REQUIRED TASK:
Below is a listing; write it out exactly and drop any images from it.

DATA EXTRACT:
▼▼▼
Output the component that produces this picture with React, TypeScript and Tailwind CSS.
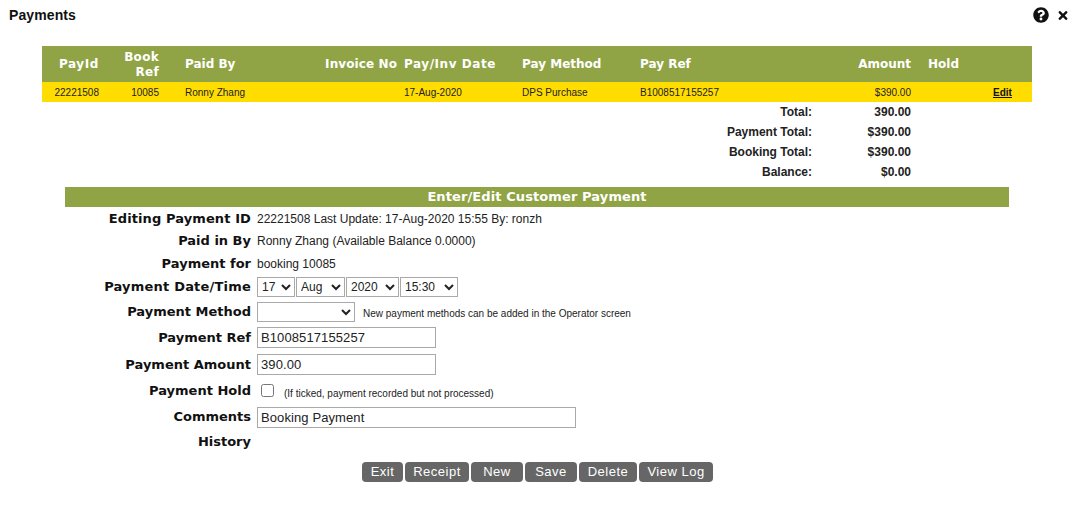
import { FaQuestionCircle, FaTimes } from "react-icons/fa";

const HEAD_FONT = "font-['DejaVu_Sans',Verdana,sans-serif]";
const COLS = "grid-cols-[57px_60px_141px_97px_125px_118px_160px_111px_69px_52px]";

const TOTALS = [
  ["Total:", "390.00"],
  ["Payment Total:", "$390.00"],
  ["Booking Total:", "$390.00"],
  ["Balance:", "$0.00"],
];

const inputCls = "h-[21px] border border-[#a9a9a9] bg-white px-[3px] text-[13px] tracking-[0.1px] text-[#222] outline-none";
const selectCls = "h-[20px] border border-[#a9a9a9] bg-white text-[12px] text-[#222] rounded-none";

function Row({ label, h, wide, children }: { label: string; h: string; wide?: string; children?: React.ReactNode }) {
  return (
    <div className={`grid grid-cols-[186px_1fr] gap-[6px] items-center ${h}`}>
      <div className={`${HEAD_FONT} text-right text-[13px] font-bold text-[#111] ${wide ?? ""}`}>{label}</div>
      <div className="flex items-center text-[12px] text-[#222]">{children}</div>
    </div>
  );
}

export default function App() {
  return (
    <div className="w-[1079px] h-[519px] bg-white overflow-hidden font-['Liberation_Sans',Arial,sans-serif]">
      <div className="flex items-center justify-between h-[46px] pl-[9px] pr-[11px] pb-[16px]">
        <span className="text-[14px] font-bold tracking-[0.1px] text-[#111]">Payments</span>
        <div className="flex items-center gap-[9px] text-[#111]">
          <FaQuestionCircle className="w-[16px] h-[16px]" />
          <FaTimes className="w-[10px] h-[13px]" />
        </div>
      </div>

      <div className="mx-[42px] w-[990px]">
        <div className={`grid ${COLS} h-[36px] pt-[1px] items-center bg-[#90a445] ${HEAD_FONT} text-[12px] font-bold leading-[15px] text-white`}>
          <div className="text-right tracking-[0.6px]">PayId</div>
          <div className="text-right tracking-[0.3px]">Book<br />Ref</div>
          <div className="pl-[26px]">Paid By</div>
          <div className="text-right whitespace-nowrap tracking-[0.1px]">Invoice No</div>
          <div className="pl-[7px] whitespace-nowrap tracking-[0.55px]">Pay/Inv Date</div>
          <div>Pay Method</div>
          <div>Pay Ref</div>
          <div className="text-right">Amount</div>
          <div className="pl-[17px]">Hold</div>
          <div />
        </div>
        <div className={`grid ${COLS} h-[20px] items-center bg-[#ffdd00] text-[10px] text-[#222]`}>
          <div className="text-right">22221508</div>
          <div className="text-right">10085</div>
          <div className="pl-[26px]">Ronny Zhang</div>
          <div />
          <div className="pl-[7px]">17-Aug-2020</div>
          <div>DPS Purchase</div>
          <div>B1008517155257</div>
          <div className="text-right">$390.00</div>
          <div />
          <div className="pl-[13px] font-bold text-[#111] underline">Edit</div>
        </div>
        {TOTALS.map(([label, value]) => (
          <div key={label} className="grid grid-cols-[770px_99px] h-[20px] items-center text-[12px] font-bold text-[#222]">
            <div className="text-right">{label}</div>
            <div className="text-right">{value}</div>
          </div>
        ))}
      </div>

      <div className="ml-[65px] mt-[5px] w-[944px]">
        <div className={`h-[20px] flex items-center justify-center bg-[#90a445] ${HEAD_FONT} text-[13px] font-bold tracking-[0.1px] text-white`}>
          Enter/Edit Customer Payment
        </div>
        <Row label="Editing Payment ID" h="h-[23px]" wide="tracking-[0.1px]">22221508 Last Update: 17-Aug-2020 15:55 By: ronzh</Row>
        <Row label="Paid in By" h="h-[22px]">Ronny Zhang (Available Balance 0.0000)</Row>
        <Row label="Payment for" h="h-[23px]">booking 10085</Row>
        <Row label="Payment Date/Time" h="h-[24px]" wide="tracking-[0.2px]">
          <div className="flex gap-[1px]">
            <select className={`${selectCls} w-[38px]`} defaultValue="17"><option>17</option></select>
            <select className={`${selectCls} w-[49px]`} defaultValue="Aug"><option>Aug</option></select>
            <select className={`${selectCls} w-[53px]`} defaultValue="2020"><option>2020</option></select>
            <select className={`${selectCls} w-[58px]`} defaultValue="15:30"><option>15:30</option></select>
          </div>
        </Row>
        <Row label="Payment Method" h="h-[25px]">
          <select className={`${selectCls} w-[98px]`}><option></option></select>
          <span className="ml-[8px] mt-[3px] text-[10px]">New payment methods can be added in the Operator screen</span>
        </Row>
        <Row label="Payment Ref" h="h-[27px]">
          <input className={`${inputCls} w-[179px]`} defaultValue="B1008517155257" />
        </Row>
        <Row label="Payment Amount" h="h-[27px]">
          <input className={`${inputCls} w-[179px]`} defaultValue="390.00" />
        </Row>
        <Row label="Payment Hold" h="h-[26px]">
          <input type="checkbox" className="ml-[4px] mb-[2px] w-[13px] h-[13px]" />
          <span className="ml-[10px] mt-[4px] text-[10px]">(If ticked, payment recorded but not processed)</span>
        </Row>
        <Row label="Comments" h="h-[26px]">
          <input className={`${inputCls} w-[319px]`} defaultValue="Booking Payment" />
        </Row>
        <Row label="History" h="h-[24px]" />
      </div>

      <div className="ml-[362px] mt-[8px] flex gap-[2px] text-[13px] text-white">
        {[
          ["Exit", "w-[41px]"],
          ["Receipt", "w-[64px]"],
          ["New", "w-[52px]"],
          ["Save", "w-[52px]"],
          ["Delete", "w-[58px]"],
          ["View Log", "w-[74px]"],
        ].map(([name, w]) => (
          <button key={name} className={`${w} h-[20px] rounded-[4px] bg-[#666666] text-center tracking-[0.5px]`}>
            {name}
          </button>
        ))}
      </div>
    </div>
  );
}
▲▲▲
TASK ANSWER:
Output the component that produces this picture with React, TypeScript and Tailwind CSS.
import { FaQuestionCircle, FaTimes } from "react-icons/fa";

const HEAD_FONT = "font-['DejaVu_Sans',Verdana,sans-serif]";
const COLS = "grid-cols-[57px_60px_141px_97px_125px_118px_160px_111px_69px_52px]";

const TOTALS = [
  ["Total:", "390.00"],
  ["Payment Total:", "$390.00"],
  ["Booking Total:", "$390.00"],
  ["Balance:", "$0.00"],
];

const inputCls = "h-[21px] border border-[#a9a9a9] bg-white px-[3px] text-[13px] tracking-[0.1px] text-[#222] outline-none";
const selectCls = "h-[20px] border border-[#a9a9a9] bg-white text-[12px] text-[#222] rounded-none";

function Row({ label, h, wide, children }: { label: string; h: string; wide?: string; children?: React.ReactNode }) {
  return (
    <div className={`grid grid-cols-[186px_1fr] gap-[6px] items-center ${h}`}>
      <div className={`${HEAD_FONT} text-right text-[13px] font-bold text-[#111] ${wide ?? ""}`}>{label}</div>
      <div className="flex items-center text-[12px] text-[#222]">{children}</div>
    </div>
  );
}

export default function App() {
  return (
    <div className="w-[1079px] h-[519px] bg-white overflow-hidden font-['Liberation_Sans',Arial,sans-serif]">
      <div className="flex items-center justify-between h-[46px] pl-[9px] pr-[11px] pb-[16px]">
        <span className="text-[14px] font-bold tracking-[0.1px] text-[#111]">Payments</span>
        <div className="flex items-center gap-[9px] text-[#111]">
          <FaQuestionCircle className="w-[16px] h-[16px]" />
          <FaTimes className="w-[10px] h-[13px]" />
        </div>
      </div>

      <div className="mx-[42px] w-[990px]">
        <div className={`grid ${COLS} h-[36px] pt-[1px] items-center bg-[#90a445] ${HEAD_FONT} text-[12px] font-bold leading-[15px] text-white`}>
          <div className="text-right tracking-[0.6px]">PayId</div>
          <div className="text-right tracking-[0.3px]">Book<br />Ref</div>
          <div className="pl-[26px]">Paid By</div>
          <div className="text-right whitespace-nowrap tracking-[0.1px]">Invoice No</div>
          <div className="pl-[7px] whitespace-nowrap tracking-[0.55px]">Pay/Inv Date</div>
          <div>Pay Method</div>
          <div>Pay Ref</div>
          <div className="text-right">Amount</div>
          <div className="pl-[17px]">Hold</div>
          <div />
        </div>
        <div className={`grid ${COLS} h-[20px] items-center bg-[#ffdd00] text-[10px] text-[#222]`}>
          <div className="text-right">22221508</div>
          <div className="text-right">10085</div>
          <div className="pl-[26px]">Ronny Zhang</div>
          <div />
          <div className="pl-[7px]">17-Aug-2020</div>
          <div>DPS Purchase</div>
          <div>B1008517155257</div>
          <div className="text-right">$390.00</div>
          <div />
          <div className="pl-[13px] font-bold text-[#111] underline">Edit</div>
        </div>
        {TOTALS.map(([label, value]) => (
          <div key={label} className="grid grid-cols-[770px_99px] h-[20px] items-center text-[12px] font-bold text-[#222]">
            <div className="text-right">{label}</div>
            <div className="text-right">{value}</div>
          </div>
        ))}
      </div>

      <div className="ml-[65px] mt-[5px] w-[944px]">
        <div className={`h-[20px] flex items-center justify-center bg-[#90a445] ${HEAD_FONT} text-[13px] font-bold tracking-[0.1px] text-white`}>
          Enter/Edit Customer Payment
        </div>
        <Row label="Editing Payment ID" h="h-[23px]" wide="tracking-[0.1px]">22221508 Last Update: 17-Aug-2020 15:55 By: ronzh</Row>
        <Row label="Paid in By" h="h-[22px]">Ronny Zhang (Available Balance 0.0000)</Row>
        <Row label="Payment for" h="h-[23px]">booking 10085</Row>
        <Row label="Payment Date/Time" h="h-[24px]" wide="tracking-[0.2px]">
          <div className="flex gap-[1px]">
            <select className={`${selectCls} w-[38px]`} defaultValue="17"><option>17</option></select>
            <select className={`${selectCls} w-[49px]`} defaultValue="Aug"><option>Aug</option></select>
            <select className={`${selectCls} w-[53px]`} defaultValue="2020"><option>2020</option></select>
            <select className={`${selectCls} w-[58px]`} defaultValue="15:30"><option>15:30</option></select>
          </div>
        </Row>
        <Row label="Payment Method" h="h-[25px]">
          <select className={`${selectCls} w-[98px]`}><option></option></select>
          <span className="ml-[8px] mt-[3px] text-[10px]">New payment methods can be added in the Operator screen</span>
        </Row>
        <Row label="Payment Ref" h="h-[27px]">
          <input className={`${inputCls} w-[179px]`} defaultValue="B1008517155257" />
        </Row>
        <Row label="Payment Amount" h="h-[27px]">
          <input className={`${inputCls} w-[179px]`} defaultValue="390.00" />
        </Row>
        <Row label="Payment Hold" h="h-[26px]">
          <input type="checkbox" className="ml-[4px] mb-[2px] w-[13px] h-[13px]" />
          <span className="ml-[10px] mt-[4px] text-[10px]">(If ticked, payment recorded but not processed)</span>
        </Row>
        <Row label="Comments" h="h-[26px]">
          <input className={`${inputCls} w-[319px]`} defaultValue="Booking Payment" />
        </Row>
        <Row label="History" h="h-[24px]" />
      </div>

      <div className="ml-[362px] mt-[8px] flex gap-[2px] text-[13px] text-white">
        {[
          ["Exit", "w-[41px]"],
          ["Receipt", "w-[64px]"],
          ["New", "w-[52px]"],
          ["Save", "w-[52px]"],
          ["Delete", "w-[58px]"],
          ["View Log", "w-[74px]"],
        ].map(([name, w]) => (
          <button key={name} className={`${w} h-[20px] rounded-[4px] bg-[#666666] text-center tracking-[0.5px]`}>
            {name}
          </button>
        ))}
      </div>
    </div>
  );
}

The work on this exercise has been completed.